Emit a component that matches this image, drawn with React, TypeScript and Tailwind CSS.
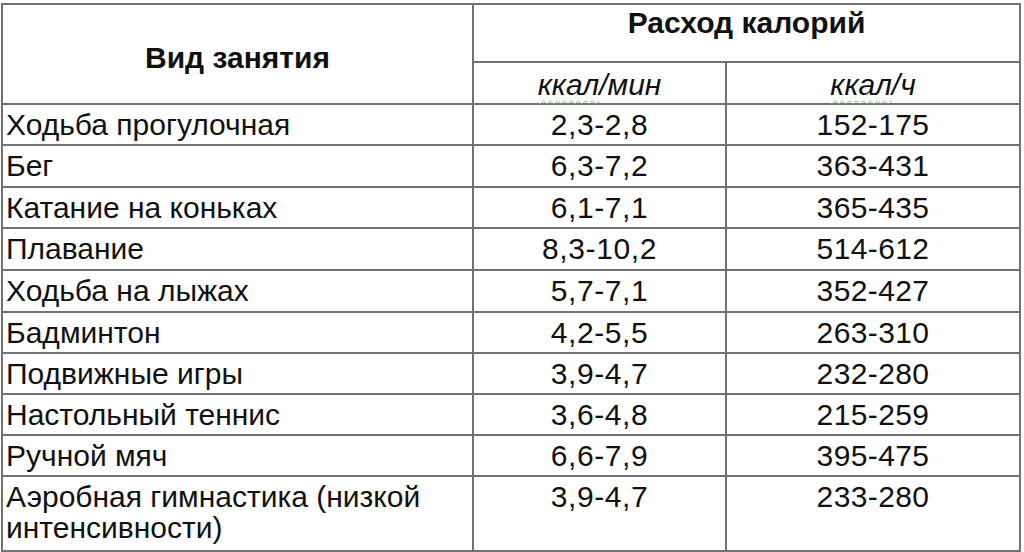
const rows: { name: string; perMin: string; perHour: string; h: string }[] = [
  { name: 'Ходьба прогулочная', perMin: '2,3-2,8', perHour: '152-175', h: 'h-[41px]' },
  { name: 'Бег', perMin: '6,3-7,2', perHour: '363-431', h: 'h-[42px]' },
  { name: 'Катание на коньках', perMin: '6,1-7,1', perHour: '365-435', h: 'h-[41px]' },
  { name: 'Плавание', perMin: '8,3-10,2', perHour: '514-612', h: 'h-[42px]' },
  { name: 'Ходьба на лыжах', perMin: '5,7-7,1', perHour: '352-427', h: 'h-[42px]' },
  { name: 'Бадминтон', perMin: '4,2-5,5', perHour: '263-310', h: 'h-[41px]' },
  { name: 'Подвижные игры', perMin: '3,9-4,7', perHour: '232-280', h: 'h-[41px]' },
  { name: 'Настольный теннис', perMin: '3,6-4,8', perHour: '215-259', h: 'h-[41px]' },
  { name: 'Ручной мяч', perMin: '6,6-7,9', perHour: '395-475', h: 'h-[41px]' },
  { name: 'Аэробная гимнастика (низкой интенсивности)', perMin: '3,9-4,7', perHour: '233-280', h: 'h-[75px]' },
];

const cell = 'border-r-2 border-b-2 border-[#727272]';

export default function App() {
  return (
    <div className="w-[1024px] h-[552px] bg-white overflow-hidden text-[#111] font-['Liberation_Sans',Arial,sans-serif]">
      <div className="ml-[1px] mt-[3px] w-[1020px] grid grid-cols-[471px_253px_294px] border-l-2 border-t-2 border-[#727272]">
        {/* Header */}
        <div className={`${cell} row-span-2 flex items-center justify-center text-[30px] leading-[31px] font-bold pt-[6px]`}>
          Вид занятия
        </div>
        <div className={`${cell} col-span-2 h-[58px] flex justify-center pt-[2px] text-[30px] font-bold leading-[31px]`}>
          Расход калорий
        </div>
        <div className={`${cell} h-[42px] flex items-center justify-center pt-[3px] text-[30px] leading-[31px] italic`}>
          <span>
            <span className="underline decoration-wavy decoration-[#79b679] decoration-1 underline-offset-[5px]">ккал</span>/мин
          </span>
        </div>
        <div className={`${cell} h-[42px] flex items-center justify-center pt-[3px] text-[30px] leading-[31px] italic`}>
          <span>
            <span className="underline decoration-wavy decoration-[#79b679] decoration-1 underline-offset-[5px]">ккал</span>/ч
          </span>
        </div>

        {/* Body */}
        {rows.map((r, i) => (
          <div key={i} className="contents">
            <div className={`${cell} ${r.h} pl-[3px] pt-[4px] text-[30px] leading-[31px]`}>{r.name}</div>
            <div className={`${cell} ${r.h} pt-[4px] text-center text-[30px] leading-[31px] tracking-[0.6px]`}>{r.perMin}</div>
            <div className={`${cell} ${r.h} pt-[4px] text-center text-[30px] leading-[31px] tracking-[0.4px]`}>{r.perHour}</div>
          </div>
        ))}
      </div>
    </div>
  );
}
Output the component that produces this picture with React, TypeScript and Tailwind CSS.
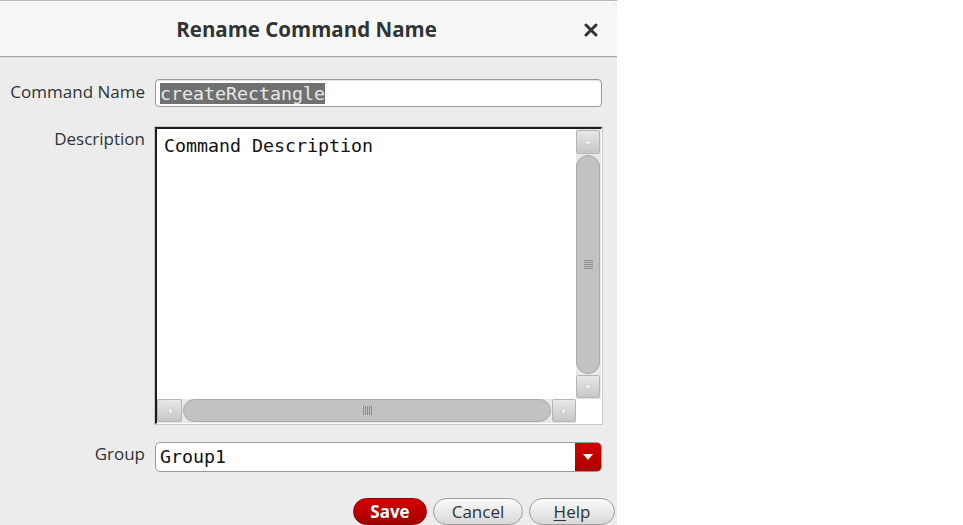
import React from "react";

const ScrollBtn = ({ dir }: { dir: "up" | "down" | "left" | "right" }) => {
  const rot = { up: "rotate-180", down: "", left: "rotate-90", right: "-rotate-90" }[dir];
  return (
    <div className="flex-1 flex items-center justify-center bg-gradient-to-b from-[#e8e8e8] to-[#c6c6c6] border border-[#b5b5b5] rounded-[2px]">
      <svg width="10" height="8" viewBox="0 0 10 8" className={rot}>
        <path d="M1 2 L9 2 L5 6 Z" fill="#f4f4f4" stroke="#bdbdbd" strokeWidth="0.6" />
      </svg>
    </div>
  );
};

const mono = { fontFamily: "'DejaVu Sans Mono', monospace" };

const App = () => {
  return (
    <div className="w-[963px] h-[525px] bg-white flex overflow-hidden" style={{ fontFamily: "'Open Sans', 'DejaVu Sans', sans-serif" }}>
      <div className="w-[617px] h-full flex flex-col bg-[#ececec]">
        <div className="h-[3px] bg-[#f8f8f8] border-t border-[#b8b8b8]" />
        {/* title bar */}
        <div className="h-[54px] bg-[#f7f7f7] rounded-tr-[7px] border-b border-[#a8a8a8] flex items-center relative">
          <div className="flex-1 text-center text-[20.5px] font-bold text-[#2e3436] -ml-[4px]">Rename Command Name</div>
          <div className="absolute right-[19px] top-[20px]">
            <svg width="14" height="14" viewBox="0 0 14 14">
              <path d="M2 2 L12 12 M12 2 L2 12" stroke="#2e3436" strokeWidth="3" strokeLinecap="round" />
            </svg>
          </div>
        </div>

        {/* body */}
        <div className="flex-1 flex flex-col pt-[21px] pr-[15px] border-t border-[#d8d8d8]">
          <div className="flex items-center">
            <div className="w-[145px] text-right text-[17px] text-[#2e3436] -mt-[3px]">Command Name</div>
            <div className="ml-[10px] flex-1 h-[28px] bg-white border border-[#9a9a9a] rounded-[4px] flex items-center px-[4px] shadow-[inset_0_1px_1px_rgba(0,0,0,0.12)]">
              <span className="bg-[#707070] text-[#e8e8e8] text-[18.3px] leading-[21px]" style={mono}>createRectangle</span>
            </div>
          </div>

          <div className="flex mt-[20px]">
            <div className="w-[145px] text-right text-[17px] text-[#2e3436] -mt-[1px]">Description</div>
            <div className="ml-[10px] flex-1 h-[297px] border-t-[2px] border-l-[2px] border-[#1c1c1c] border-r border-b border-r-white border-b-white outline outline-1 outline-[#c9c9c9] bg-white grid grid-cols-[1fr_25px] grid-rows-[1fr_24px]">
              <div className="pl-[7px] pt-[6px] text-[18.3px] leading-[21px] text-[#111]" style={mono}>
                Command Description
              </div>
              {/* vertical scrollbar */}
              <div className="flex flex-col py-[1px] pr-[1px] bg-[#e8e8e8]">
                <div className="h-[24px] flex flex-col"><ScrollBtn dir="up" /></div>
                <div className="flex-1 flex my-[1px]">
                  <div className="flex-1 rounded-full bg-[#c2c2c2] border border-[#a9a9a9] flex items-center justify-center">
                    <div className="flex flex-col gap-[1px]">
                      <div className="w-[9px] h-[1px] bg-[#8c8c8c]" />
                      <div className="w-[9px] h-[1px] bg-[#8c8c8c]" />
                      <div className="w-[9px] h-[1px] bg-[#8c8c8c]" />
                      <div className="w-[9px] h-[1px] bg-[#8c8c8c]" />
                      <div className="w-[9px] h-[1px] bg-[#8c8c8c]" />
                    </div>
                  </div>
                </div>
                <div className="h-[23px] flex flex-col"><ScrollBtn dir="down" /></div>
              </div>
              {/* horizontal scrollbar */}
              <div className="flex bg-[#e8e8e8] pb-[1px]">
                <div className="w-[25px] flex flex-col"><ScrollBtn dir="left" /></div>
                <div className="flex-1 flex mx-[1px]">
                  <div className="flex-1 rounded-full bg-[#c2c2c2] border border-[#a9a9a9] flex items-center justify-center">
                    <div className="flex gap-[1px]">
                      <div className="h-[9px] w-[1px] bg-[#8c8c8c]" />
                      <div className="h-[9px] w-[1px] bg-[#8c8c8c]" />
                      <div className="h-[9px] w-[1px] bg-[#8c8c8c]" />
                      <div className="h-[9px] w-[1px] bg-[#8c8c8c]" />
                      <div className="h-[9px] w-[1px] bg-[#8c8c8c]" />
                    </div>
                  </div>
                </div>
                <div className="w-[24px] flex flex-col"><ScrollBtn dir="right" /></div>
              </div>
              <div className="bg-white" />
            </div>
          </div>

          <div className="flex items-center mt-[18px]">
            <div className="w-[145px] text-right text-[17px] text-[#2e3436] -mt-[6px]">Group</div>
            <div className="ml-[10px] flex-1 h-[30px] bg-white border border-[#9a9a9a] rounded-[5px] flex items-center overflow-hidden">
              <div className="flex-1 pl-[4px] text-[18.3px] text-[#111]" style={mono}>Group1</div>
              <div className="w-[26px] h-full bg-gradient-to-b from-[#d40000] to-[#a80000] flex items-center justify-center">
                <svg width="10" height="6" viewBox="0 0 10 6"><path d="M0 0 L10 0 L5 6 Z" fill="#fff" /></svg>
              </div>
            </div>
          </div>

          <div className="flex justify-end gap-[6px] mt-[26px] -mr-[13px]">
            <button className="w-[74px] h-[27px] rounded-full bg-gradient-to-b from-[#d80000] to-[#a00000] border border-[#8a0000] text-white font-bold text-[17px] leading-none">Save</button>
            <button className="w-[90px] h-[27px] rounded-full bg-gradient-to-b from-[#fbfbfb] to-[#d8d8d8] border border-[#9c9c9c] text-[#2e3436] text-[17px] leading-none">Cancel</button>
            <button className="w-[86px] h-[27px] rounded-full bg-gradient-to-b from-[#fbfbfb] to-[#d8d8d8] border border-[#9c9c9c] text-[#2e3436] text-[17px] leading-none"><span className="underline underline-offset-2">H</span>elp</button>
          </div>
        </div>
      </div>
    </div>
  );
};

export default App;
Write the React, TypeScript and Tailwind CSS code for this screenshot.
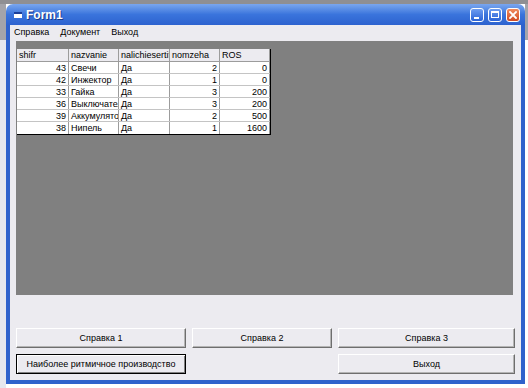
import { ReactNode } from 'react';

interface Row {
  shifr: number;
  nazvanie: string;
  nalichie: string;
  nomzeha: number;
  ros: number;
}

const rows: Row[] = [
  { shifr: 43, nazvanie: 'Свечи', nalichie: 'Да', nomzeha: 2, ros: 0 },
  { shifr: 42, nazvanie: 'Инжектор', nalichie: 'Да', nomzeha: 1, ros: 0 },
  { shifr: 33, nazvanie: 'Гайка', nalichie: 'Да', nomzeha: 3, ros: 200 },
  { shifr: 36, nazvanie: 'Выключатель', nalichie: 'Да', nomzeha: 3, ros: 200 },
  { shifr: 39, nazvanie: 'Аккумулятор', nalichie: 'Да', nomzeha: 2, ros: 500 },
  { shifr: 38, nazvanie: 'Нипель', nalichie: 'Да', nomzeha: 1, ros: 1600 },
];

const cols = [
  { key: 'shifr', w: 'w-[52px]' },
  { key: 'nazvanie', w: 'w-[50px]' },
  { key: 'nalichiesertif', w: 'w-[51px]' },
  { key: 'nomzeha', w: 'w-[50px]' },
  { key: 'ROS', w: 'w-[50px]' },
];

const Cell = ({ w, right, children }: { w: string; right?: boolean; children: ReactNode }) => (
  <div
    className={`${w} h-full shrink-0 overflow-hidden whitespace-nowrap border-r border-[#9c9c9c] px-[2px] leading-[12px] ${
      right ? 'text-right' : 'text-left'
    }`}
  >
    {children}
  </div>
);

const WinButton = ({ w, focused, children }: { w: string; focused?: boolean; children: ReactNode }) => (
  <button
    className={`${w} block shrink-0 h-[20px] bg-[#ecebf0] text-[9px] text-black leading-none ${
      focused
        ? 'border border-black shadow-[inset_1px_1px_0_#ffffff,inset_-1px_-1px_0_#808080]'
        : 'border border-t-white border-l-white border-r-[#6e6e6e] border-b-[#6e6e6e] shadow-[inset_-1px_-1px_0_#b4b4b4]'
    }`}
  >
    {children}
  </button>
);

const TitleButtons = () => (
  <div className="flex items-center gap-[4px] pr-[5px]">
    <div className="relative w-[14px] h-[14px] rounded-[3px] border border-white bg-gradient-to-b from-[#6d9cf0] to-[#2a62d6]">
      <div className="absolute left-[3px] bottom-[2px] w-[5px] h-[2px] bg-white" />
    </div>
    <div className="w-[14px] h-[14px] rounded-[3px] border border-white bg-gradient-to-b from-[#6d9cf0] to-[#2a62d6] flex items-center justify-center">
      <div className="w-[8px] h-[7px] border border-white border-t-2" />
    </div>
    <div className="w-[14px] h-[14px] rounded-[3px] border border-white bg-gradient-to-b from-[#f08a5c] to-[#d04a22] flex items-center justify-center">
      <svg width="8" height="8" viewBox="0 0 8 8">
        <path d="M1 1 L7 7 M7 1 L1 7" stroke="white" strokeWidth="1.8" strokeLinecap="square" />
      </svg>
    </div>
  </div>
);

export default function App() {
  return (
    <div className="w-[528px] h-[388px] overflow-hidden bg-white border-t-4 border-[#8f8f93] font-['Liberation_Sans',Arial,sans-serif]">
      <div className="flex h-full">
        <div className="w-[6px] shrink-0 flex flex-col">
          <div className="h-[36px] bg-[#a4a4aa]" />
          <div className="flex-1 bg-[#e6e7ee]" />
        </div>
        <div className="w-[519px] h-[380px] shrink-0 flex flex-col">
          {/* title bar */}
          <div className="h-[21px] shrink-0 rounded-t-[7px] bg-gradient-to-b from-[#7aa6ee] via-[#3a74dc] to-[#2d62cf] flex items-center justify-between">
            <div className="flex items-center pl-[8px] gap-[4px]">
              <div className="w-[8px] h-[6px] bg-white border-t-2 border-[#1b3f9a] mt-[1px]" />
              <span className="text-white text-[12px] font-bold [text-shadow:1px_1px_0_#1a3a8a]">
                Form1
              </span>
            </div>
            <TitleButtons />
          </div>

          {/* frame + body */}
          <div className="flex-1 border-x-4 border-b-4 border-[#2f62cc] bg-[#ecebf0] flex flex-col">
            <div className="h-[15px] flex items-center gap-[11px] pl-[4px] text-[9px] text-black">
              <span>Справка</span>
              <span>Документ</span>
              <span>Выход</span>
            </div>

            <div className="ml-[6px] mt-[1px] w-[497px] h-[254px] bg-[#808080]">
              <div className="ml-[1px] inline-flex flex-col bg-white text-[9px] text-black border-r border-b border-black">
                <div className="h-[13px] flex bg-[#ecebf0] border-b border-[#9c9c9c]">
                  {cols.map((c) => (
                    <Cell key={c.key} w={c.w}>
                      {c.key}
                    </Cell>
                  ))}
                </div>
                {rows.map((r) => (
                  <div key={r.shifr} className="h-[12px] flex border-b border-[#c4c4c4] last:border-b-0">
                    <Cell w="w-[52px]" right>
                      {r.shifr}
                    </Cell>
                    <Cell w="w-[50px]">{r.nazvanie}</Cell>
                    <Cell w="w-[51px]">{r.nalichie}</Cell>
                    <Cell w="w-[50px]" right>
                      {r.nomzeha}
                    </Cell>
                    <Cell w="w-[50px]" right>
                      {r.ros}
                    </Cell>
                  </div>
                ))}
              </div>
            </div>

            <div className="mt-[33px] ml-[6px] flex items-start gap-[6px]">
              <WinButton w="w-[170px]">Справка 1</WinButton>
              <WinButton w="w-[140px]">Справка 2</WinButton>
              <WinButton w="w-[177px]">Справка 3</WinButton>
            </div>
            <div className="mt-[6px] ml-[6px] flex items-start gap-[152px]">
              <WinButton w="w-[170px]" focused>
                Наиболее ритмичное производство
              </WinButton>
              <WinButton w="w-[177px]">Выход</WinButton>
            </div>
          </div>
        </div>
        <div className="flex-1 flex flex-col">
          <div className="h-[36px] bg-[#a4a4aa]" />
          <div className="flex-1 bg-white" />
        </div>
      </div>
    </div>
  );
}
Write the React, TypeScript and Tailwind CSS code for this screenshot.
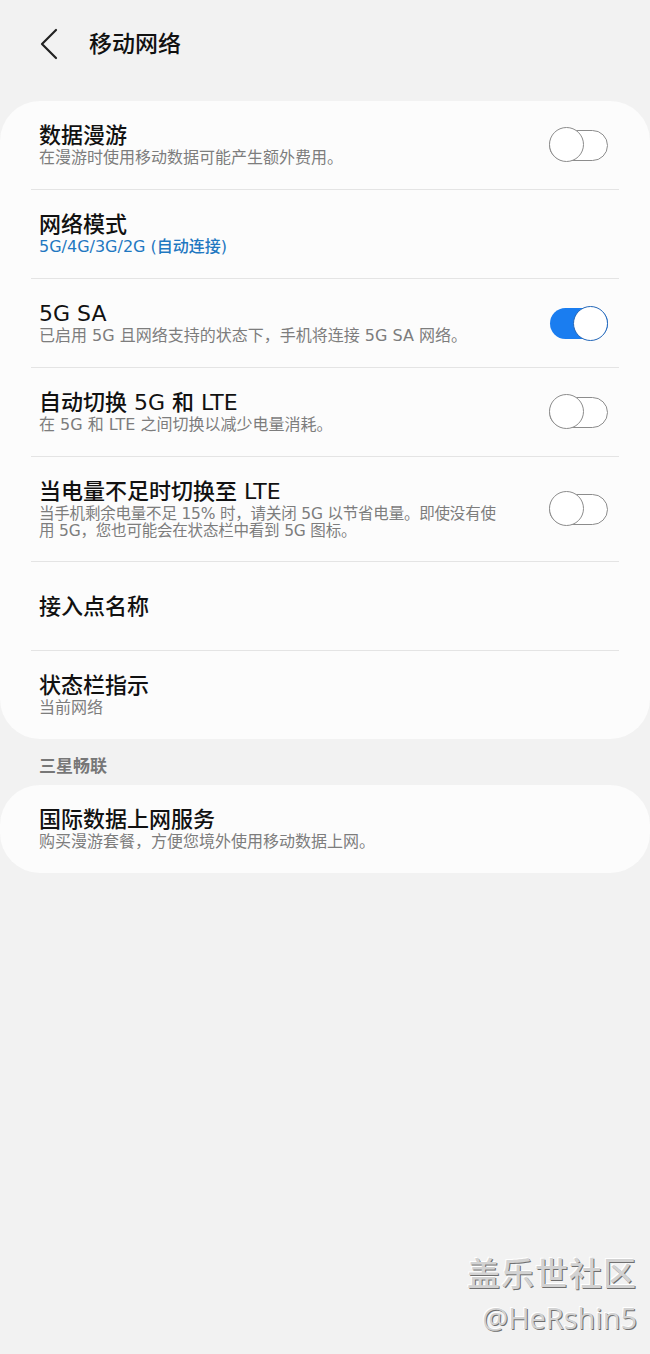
....
PROBLEM TO SOLVE: Check each line above for the word "TypeScript" and copy the ones that have it.

THE RESULT:
Emit a component that matches this image, drawn with React, TypeScript and Tailwind CSS.
Output the component that produces this picture with React, TypeScript and Tailwind CSS.
Write the React, TypeScript and Tailwind CSS code for this screenshot.
Write the React, TypeScript and Tailwind CSS code for this screenshot.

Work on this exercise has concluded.